■ TASK DESCRIPTION
Give the listing again character for character, but drop the images.

## BEGIN

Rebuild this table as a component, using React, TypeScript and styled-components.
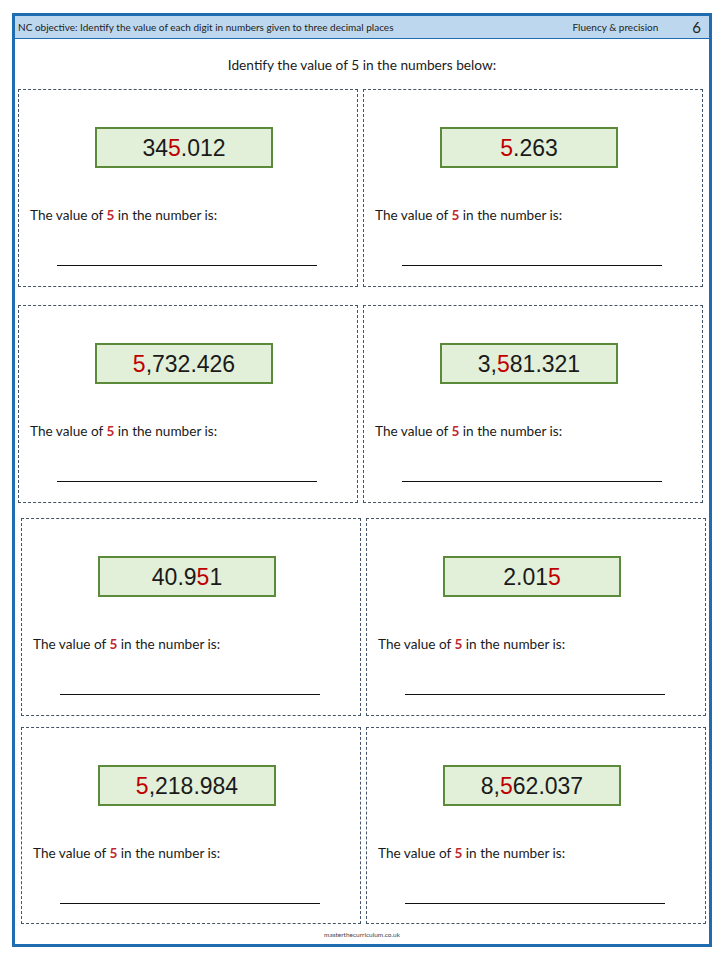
import { createGlobalStyle, styled } from 'styled-components'

const GlobalStyle = createGlobalStyle`
  html, body {
    margin: 0;
    padding: 0;
    background: #ffffff;
  }
  body {
    width: 720px;
    height: 960px;
    font-family: 'Lato', 'Noto Sans', sans-serif;
    color: #1a1a1a;
  }
`

const Frame = styled.div`
  box-sizing: border-box;
  margin: 13px 0 0 12px;
  width: 700px;
  height: 934px;
  border: 3px solid #1f6db0;
  display: flex;
  flex-direction: column;
`

const Header = styled.header`
  height: 22px;
  background: #bdd7ee;
  border-bottom: 1.5px solid #1f6db0;
  display: flex;
  align-items: center;
  padding: 0 8px 0 3px;
  font-size: 10px;
  color: #222;

  .objective {
    flex: 1;
  }
  .strand {
    margin-right: 34px;
  }
  .page {
    font-size: 15px;
  }
`

const Title = styled.h1`
  margin: 0;
  height: 50px;
  display: flex;
  align-items: center;
  justify-content: center;
  font-size: 13.7px;
  font-weight: 400;
  padding-top: 1px;
`

const Row = styled.div<{ $gap: number; $shift: number }>`
  display: grid;
  grid-template-columns: 340px 340px;
  gap: 5px;
  margin-top: ${p => p.$gap}px;
  padding-left: ${p => 3 + p.$shift}px;
`

const Card = styled.div<{ $h: number }>`
  box-sizing: border-box;
  height: ${p => p.$h}px;
  border: 1px dashed #44546a;
  display: flex;
  flex-direction: column;
  align-items: flex-start;
  padding: 37px 0 0 11px;
`

const NumberBox = styled.div`
  box-sizing: border-box;
  margin-left: 65px;
  width: 178px;
  height: 41px;
  border: 2px solid #5b8a3a;
  background: #e2efd9;
  display: flex;
  align-items: center;
  justify-content: center;
  font-family: 'Liberation Sans', Arial, sans-serif;
  font-size: 23px;
  color: #1a1a1a;
  padding-top: 1px;
`

const Red = styled.span`
  color: #c00000;
`

const Sentence = styled.p`
  margin: 38px 0 0;
  font-size: 13.6px;
  line-height: 18px;

  b {
    color: #c0282d;
    font-weight: 700;
  }
`

const AnswerLine = styled.div`
  margin: 41px 0 0 27px;
  width: 260px;
  border-top: 1.2px solid #111;
`

const Footer = styled.footer`
  margin-top: auto;
  height: 20px;
  display: flex;
  align-items: center;
  justify-content: center;
  font-size: 6.5px;
  color: #444;
`

type Item = { before: string; digit: string; after: string }

const rows: { gap: number; shift: number; h: number; items: Item[] }[] = [
  {
    gap: 0,
    shift: 0,
    h: 198,
    items: [
      { before: '34', digit: '5', after: '.012' },
      { before: '', digit: '5', after: '.263' },
    ],
  },
  {
    gap: 18,
    shift: 0,
    h: 198,
    items: [
      { before: '', digit: '5', after: ',732.426' },
      { before: '3,', digit: '5', after: '81.321' },
    ],
  },
  {
    gap: 15,
    shift: 3,
    h: 198,
    items: [
      { before: '40.9', digit: '5', after: '1' },
      { before: '2.01', digit: '5', after: '' },
    ],
  },
  {
    gap: 11,
    shift: 3,
    h: 197,
    items: [
      { before: '', digit: '5', after: ',218.984' },
      { before: '8,', digit: '5', after: '62.037' },
    ],
  },
]

export default function App() {
  return (
    <>
      <GlobalStyle />
      <Frame>
        <Header>
          <span className="objective">
            NC objective: Identify the value of each digit in numbers given to three decimal places
          </span>
          <span className="strand">Fluency &amp; precision</span>
          <span className="page">6</span>
        </Header>
        <Title>Identify the value of 5 in the numbers below:</Title>
        {rows.map((row, i) => (
          <Row key={i} $gap={row.gap} $shift={row.shift}>
            {row.items.map((it, j) => (
              <Card key={j} $h={row.h}>
                <NumberBox>
                  {it.before}
                  <Red>{it.digit}</Red>
                  {it.after}
                </NumberBox>
                <Sentence>
                  The value of <b>5</b> in the number is:
                </Sentence>
                <AnswerLine />
              </Card>
            ))}
          </Row>
        ))}
        <Footer>masterthecurriculum.co.uk</Footer>
      </Frame>
    </>
  )
}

## END

■ REPLY
Rebuild this table as a component, using React, TypeScript and styled-components.
import { createGlobalStyle, styled } from 'styled-components'

const GlobalStyle = createGlobalStyle`
  html, body {
    margin: 0;
    padding: 0;
    background: #ffffff;
  }
  body {
    width: 720px;
    height: 960px;
    font-family: 'Lato', 'Noto Sans', sans-serif;
    color: #1a1a1a;
  }
`

const Frame = styled.div`
  box-sizing: border-box;
  margin: 13px 0 0 12px;
  width: 700px;
  height: 934px;
  border: 3px solid #1f6db0;
  display: flex;
  flex-direction: column;
`

const Header = styled.header`
  height: 22px;
  background: #bdd7ee;
  border-bottom: 1.5px solid #1f6db0;
  display: flex;
  align-items: center;
  padding: 0 8px 0 3px;
  font-size: 10px;
  color: #222;

  .objective {
    flex: 1;
  }
  .strand {
    margin-right: 34px;
  }
  .page {
    font-size: 15px;
  }
`

const Title = styled.h1`
  margin: 0;
  height: 50px;
  display: flex;
  align-items: center;
  justify-content: center;
  font-size: 13.7px;
  font-weight: 400;
  padding-top: 1px;
`

const Row = styled.div<{ $gap: number; $shift: number }>`
  display: grid;
  grid-template-columns: 340px 340px;
  gap: 5px;
  margin-top: ${p => p.$gap}px;
  padding-left: ${p => 3 + p.$shift}px;
`

const Card = styled.div<{ $h: number }>`
  box-sizing: border-box;
  height: ${p => p.$h}px;
  border: 1px dashed #44546a;
  display: flex;
  flex-direction: column;
  align-items: flex-start;
  padding: 37px 0 0 11px;
`

const NumberBox = styled.div`
  box-sizing: border-box;
  margin-left: 65px;
  width: 178px;
  height: 41px;
  border: 2px solid #5b8a3a;
  background: #e2efd9;
  display: flex;
  align-items: center;
  justify-content: center;
  font-family: 'Liberation Sans', Arial, sans-serif;
  font-size: 23px;
  color: #1a1a1a;
  padding-top: 1px;
`

const Red = styled.span`
  color: #c00000;
`

const Sentence = styled.p`
  margin: 38px 0 0;
  font-size: 13.6px;
  line-height: 18px;

  b {
    color: #c0282d;
    font-weight: 700;
  }
`

const AnswerLine = styled.div`
  margin: 41px 0 0 27px;
  width: 260px;
  border-top: 1.2px solid #111;
`

const Footer = styled.footer`
  margin-top: auto;
  height: 20px;
  display: flex;
  align-items: center;
  justify-content: center;
  font-size: 6.5px;
  color: #444;
`

type Item = { before: string; digit: string; after: string }

const rows: { gap: number; shift: number; h: number; items: Item[] }[] = [
  {
    gap: 0,
    shift: 0,
    h: 198,
    items: [
      { before: '34', digit: '5', after: '.012' },
      { before: '', digit: '5', after: '.263' },
    ],
  },
  {
    gap: 18,
    shift: 0,
    h: 198,
    items: [
      { before: '', digit: '5', after: ',732.426' },
      { before: '3,', digit: '5', after: '81.321' },
    ],
  },
  {
    gap: 15,
    shift: 3,
    h: 198,
    items: [
      { before: '40.9', digit: '5', after: '1' },
      { before: '2.01', digit: '5', after: '' },
    ],
  },
  {
    gap: 11,
    shift: 3,
    h: 197,
    items: [
      { before: '', digit: '5', after: ',218.984' },
      { before: '8,', digit: '5', after: '62.037' },
    ],
  },
]

export default function App() {
  return (
    <>
      <GlobalStyle />
      <Frame>
        <Header>
          <span className="objective">
            NC objective: Identify the value of each digit in numbers given to three decimal places
          </span>
          <span className="strand">Fluency &amp; precision</span>
          <span className="page">6</span>
        </Header>
        <Title>Identify the value of 5 in the numbers below:</Title>
        {rows.map((row, i) => (
          <Row key={i} $gap={row.gap} $shift={row.shift}>
            {row.items.map((it, j) => (
              <Card key={j} $h={row.h}>
                <NumberBox>
                  {it.before}
                  <Red>{it.digit}</Red>
                  {it.after}
                </NumberBox>
                <Sentence>
                  The value of <b>5</b> in the number is:
                </Sentence>
                <AnswerLine />
              </Card>
            ))}
          </Row>
        ))}
        <Footer>masterthecurriculum.co.uk</Footer>
      </Frame>
    </>
  )
}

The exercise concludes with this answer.